Virginia Governor Says TV Gunman Planned to Hurt more People
The gunman who shot dead two young American journalists on live TV was apparently intending to commit more violence before he took his own life, Virginia's governor said Friday.
Terry McAuliffe visited the studios of WDBJ television in Roanoke two days after Vester Flanagan killed reporter Alison Parker, 24, and cameraman Adam Ward, 27, as they conducting an interview.
Flanagan, 41, a former WDBJ reporter fired in February 2013, fatally shot himself a few hours later after police caught up with his rented get-away car on a highway that leads into the city of Washington.
"We've learned today that this individual had a lot more ammunition and more intent to hurt a lot more people, we believe," McAuliffe told reporters outside the studios afterward.

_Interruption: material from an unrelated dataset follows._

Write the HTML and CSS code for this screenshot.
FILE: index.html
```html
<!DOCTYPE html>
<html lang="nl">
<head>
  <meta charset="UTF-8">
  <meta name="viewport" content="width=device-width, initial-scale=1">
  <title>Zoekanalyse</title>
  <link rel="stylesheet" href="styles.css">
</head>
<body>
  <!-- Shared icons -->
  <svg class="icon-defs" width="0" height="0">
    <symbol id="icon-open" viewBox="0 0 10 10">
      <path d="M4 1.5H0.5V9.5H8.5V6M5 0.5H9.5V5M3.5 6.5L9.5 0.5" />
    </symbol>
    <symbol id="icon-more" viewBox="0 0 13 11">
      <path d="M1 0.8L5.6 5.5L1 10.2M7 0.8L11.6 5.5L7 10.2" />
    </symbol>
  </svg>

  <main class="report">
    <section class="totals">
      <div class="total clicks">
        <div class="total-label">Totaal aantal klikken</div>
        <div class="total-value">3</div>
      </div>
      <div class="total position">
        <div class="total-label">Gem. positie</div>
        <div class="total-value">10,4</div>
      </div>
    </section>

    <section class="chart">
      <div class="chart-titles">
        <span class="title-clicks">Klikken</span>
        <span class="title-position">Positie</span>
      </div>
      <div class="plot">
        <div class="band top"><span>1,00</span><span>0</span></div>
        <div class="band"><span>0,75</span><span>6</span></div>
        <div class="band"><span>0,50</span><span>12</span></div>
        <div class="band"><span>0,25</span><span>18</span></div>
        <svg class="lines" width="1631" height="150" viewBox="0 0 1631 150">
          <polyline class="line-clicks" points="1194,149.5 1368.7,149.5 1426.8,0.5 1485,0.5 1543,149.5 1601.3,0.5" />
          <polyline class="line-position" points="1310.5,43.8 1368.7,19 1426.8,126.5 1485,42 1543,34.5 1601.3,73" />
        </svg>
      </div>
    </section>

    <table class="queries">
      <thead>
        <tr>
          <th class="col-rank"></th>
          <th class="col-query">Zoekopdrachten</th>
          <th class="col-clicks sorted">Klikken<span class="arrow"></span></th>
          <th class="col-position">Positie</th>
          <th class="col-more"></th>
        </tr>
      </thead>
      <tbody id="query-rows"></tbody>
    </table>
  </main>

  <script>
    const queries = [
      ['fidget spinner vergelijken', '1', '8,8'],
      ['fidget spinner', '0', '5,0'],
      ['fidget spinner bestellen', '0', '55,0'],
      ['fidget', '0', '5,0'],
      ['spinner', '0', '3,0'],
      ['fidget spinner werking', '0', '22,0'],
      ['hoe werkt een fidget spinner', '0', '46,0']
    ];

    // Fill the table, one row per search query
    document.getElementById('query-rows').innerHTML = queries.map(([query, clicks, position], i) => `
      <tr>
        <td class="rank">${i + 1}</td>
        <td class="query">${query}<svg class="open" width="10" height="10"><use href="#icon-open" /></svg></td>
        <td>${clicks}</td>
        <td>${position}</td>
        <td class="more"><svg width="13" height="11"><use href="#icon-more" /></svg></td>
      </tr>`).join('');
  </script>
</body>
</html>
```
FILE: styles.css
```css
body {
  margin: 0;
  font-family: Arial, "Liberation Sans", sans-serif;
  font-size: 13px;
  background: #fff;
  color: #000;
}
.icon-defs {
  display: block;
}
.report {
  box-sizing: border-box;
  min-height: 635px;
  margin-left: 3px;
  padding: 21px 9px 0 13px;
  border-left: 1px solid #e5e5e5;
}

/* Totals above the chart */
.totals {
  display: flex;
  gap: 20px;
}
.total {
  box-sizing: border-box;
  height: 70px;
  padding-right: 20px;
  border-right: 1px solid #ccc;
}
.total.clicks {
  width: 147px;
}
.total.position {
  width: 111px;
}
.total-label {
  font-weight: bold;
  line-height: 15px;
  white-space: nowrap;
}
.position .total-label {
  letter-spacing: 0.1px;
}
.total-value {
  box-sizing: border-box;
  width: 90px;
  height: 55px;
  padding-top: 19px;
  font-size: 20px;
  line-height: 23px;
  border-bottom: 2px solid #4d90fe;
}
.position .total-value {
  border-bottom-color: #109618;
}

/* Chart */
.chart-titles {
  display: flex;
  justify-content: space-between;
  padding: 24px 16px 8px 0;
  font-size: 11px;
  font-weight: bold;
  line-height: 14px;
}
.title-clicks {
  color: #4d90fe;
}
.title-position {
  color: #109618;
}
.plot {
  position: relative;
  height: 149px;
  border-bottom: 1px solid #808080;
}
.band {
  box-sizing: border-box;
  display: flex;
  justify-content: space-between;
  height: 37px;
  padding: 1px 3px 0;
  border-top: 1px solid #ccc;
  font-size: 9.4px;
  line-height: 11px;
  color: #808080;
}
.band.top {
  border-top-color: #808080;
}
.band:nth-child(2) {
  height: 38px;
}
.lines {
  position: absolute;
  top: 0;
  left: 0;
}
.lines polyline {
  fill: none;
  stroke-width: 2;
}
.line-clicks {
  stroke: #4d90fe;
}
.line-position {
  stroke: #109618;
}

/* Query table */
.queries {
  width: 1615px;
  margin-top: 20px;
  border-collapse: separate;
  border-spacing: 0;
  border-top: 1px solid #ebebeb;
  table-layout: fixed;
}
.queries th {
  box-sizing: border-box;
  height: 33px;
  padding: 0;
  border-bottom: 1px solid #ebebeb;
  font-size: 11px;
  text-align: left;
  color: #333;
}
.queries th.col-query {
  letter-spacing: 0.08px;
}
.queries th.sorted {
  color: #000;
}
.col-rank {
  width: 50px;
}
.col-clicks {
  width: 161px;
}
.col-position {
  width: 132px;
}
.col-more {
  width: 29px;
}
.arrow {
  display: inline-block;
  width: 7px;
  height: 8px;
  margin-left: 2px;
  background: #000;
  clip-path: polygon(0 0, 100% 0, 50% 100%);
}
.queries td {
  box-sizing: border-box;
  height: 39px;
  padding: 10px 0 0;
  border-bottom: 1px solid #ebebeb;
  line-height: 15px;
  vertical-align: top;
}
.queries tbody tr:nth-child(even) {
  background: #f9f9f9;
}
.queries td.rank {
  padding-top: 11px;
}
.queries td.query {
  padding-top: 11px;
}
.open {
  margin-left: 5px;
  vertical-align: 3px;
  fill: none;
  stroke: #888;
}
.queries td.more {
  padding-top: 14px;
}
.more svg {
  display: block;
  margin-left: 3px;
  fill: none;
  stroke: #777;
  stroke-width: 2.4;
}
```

"We clearly can't get into his mind and find out what he was planning to do, but obviously there were some bad intentions," he added.
Flanagan used a Glock handgun -- bought legally at a Virginia gun shop, federal firearms authorities say -- to kill Parker and Ward and wound their interview subject, a local chamber of commerce official.
Inside his car, which he crashed during pursuit, police found a loaded Glock, six magazines, a to-do list and 17 stamped letters, according to a Virginia State Police search warrant released late Thursday.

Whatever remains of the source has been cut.